Every parent’s been told at one point or another that they need to be conscious of how much screen time we give our children. While many parents do try to limit how much screen time their children get, sometimes with the never ending laundry list of things of things to do, it’s simply easier to plop the young one in front of the boob tube and let Netflix babysit for a couple hours.
However, a new study titled Screen Dependency Disorders: A New Challenge for Child Neurology published in the Journal of the International Child Neurology Association, indicated that toddlers who spent an exceptional amount of time in front of a screen directly resulted in long-term effects on his or her dietary habits, weight, and behavior in their teenage years.
Watching T.V. and other screen time activities are extremely sedentary, both physically and mentally, this lack of activity may create issues with the connectivity in the rapidly developing toddler’s brain. Additionally, the study finds that exposing your child to these types of activities early on will have the potential to reinforce negative habits later on.
Physically speaking, this study has shown that excessive exposure to screens by toddlers and young school children can increase the potential for your child to develop a higher Body Mass Index (BMI) and waist size as early as the first grade.

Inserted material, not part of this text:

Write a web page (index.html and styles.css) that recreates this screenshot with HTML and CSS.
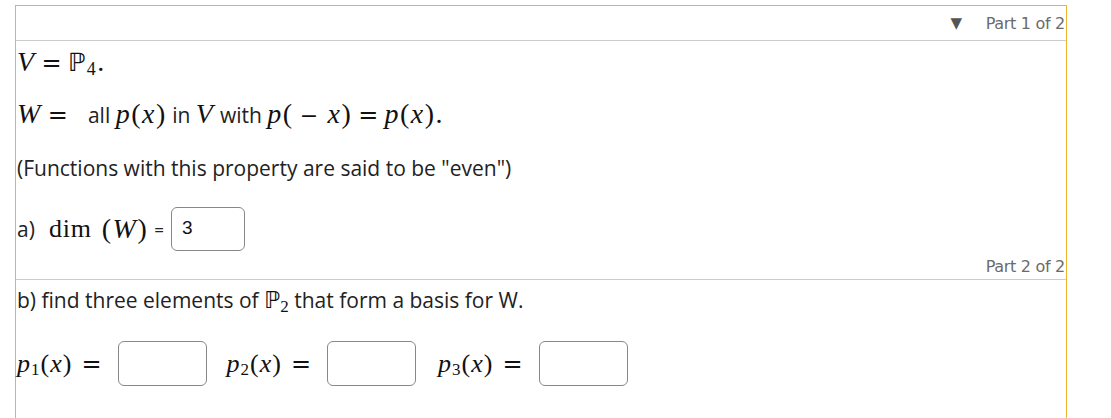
FILE: index.html
```html
<!DOCTYPE html>
<html>
<head>
<meta charset="utf-8">
<link rel="stylesheet" href="styles.css">
</head>
<body>
<div class="frame">
  <div class="part-head first">
    <span class="tri">▼</span>
    <span class="part-label">Part 1 of 2</span>
  </div>
  <div class="part-body">
    <p class="line l1"><span class="m"><i>V</i><span class="op rel">=</span><span class="bb">ℙ</span><sub>4</sub>.</span></p>
    <p class="line l2"><span class="m"><i>W</i><span class="op rel">=</span></span><span class="t gapl">all </span><span class="m"><i>p</i>(<i>x</i>)</span><span class="t"> in </span><span class="m"><i>V</i></span><span class="t"> with </span><span class="m"><i>p</i>(<span class="minus">−</span><i>x</i>)<span class="op rel">=</span><i>p</i>(<i>x</i>).</span></p>
    <p class="line l3 t">(Functions with this property are said to be "even")</p>
    <div class="row l4">
      <span class="t">a)</span>
      <span class="m dim">dim</span>
      <span class="m paren">(<i>W</i>)</span>
      <span class="t eq">=</span>
      <span class="box small">3</span>
    </div>
  </div>
  <div class="part-head second">
    <span class="part-label">Part 2 of 2</span>
  </div>
  <div class="part-body">
    <p class="line l5 t">b) find three elements of <span class="m"><span class="bb">ℙ</span><sub>2</sub></span> that form a basis for W.</p>
    <div class="row l6">
      <span class="m pl"><i>p</i><span class="sub">1</span>(<i>x</i>)</span><span class="op eqp">=</span>
      <span class="box"></span>
      <span class="m pl"><i>p</i><span class="sub">2</span>(<i>x</i>)</span><span class="op eqp">=</span>
      <span class="box"></span>
      <span class="m pl"><i>p</i><span class="sub">3</span>(<i>x</i>)</span><span class="op eqp">=</span>
      <span class="box"></span>
    </div>
  </div>
</div>
</body>
</html>
```
FILE: styles.css
```css
html, body {
  margin: 0;
  padding: 0;
  background: #fff;
}
body {
  padding: 5px 0 0 15px;
  font-family: "Open Sans", "DejaVu Sans", sans-serif;
  color: #222;
  height: 413px;
  overflow: hidden;
}
.frame {
  width: 1050px;
  border: 1px solid #f0b429;
  border-bottom: none;
  height: 420px;
}
.part-head {
  display: flex;
  justify-content: flex-end;
  align-items: center;
  border-bottom: 1px solid #cccccc;
  color: #6b6b6b;
  font-size: 16px;
  font-family: "DejaVu Sans", sans-serif;
  letter-spacing: -0.3px;
}
.part-head.first {
  height: 34px;
}
.part-head.second {
  height: 29px;
  box-sizing: border-box;
  align-items: flex-end;
  padding-bottom: 3px;
}
.tri {
  font-size: 15px;
  color: #555;
  margin-right: 24px;
}
.part-label {
  margin-right: 1px;
}
.part-body {
  padding-left: 1px;
}
.line {
  margin: 0;
  white-space: nowrap;
}
.row {
  display: flex;
  align-items: center;
}
.t {
  font-size: 21px;
  font-family: "Open Sans", "DejaVu Sans", sans-serif;
  color: #222;
  letter-spacing: 0;
}
.m {
  font-family: "Liberation Serif", serif;
  font-size: 28px;
  color: #111;
  letter-spacing: 1.5px;
}
.m i {
  font-family: "Liberation Serif", serif;
  font-style: italic;
}
.op {
  font-family: "DejaVu Serif", serif;
  font-size: 24px;
  letter-spacing: 0;
  color: #111;
}
.rel { margin: 0 6px 0 6px; }
.minus { margin: 0 8px 0 6px; font-family: "DejaVu Serif", serif; font-size: 22px; }
.gapl { margin-left: 14px; }
.bb {
  font-family: "DejaVu Sans", sans-serif;
  font-size: 25px;
}
sub {
  font-size: 18px;
  font-family: "Liberation Serif", serif;
  vertical-align: -4px;
  line-height: 0;
}
.l1 { height: 42px; line-height: 42px; }
.l2 { height: 62px; line-height: 62px; }
.l3 { height: 46px; line-height: 46px; }
.l4 { height: 44px; margin-top: 16px; }
.l4 .dim {
  font-size: 26px;
  margin-left: 14px;
  letter-spacing: 0.8px;
}
.l4 .paren { margin-left: 10px; font-size: 28px; }
.l4 .eq {
  font-size: 17px;
  margin: 0 7px 0 6px;
}
.box {
  display: inline-block;
  box-sizing: border-box;
  width: 89px;
  height: 45px;
  border: 1px solid #888;
  border-radius: 6px;
  background: #fff;
}
.box.small {
  width: 74px;
  height: 44px;
  font-family: "Liberation Sans", sans-serif;
  font-size: 19px;
  color: #111;
  padding: 9px 0 0 10px;
}
.l5 { height: 40px; line-height: 40px; }
.l5 .m { font-size: 22px; letter-spacing: 0; }
.l5 .bb { font-size: 23px; }
.l5 sub { font-size: 17px; }
.l6 { height: 45px; margin-top: 21px; }
.l6 .pl {
  font-size: 26px;
  letter-spacing: 1px;
}
.pl .sub {
  font-size: 17px;
  position: relative;
  top: 3px;
}
.eqp { margin: 0 16px 0 9px; }
.l6 .box + .pl { margin-left: 20px; }
.l6 .box + .pl + .eqp + .box + .pl { margin-left: 22px; }
```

This isn’t the first-time children’s medical professionals have urged parents to cut down on the amount of time young children spend in front of a screen. The American Academy of Pediatrics, one of the nation’s leading experts in childhood development, made the recommendation that children under five-years old shouldn’t be exposed to more than one hour of screen time a day.
The irony of this is that while parents work hard to ensure that our children are exposed to as little screen time as possible, the role technology plays in our everyday lives means that, at some point, our children will likely spend much of their day in front of a screen, like a computer at work.
Until then, however, parents should continue to try and promote activities which promote long-term healthy benefits. This will probably mean that parents, too, will need to put their screens down and give their undivided attention to their children. Parents are, after all, their children’s first role models.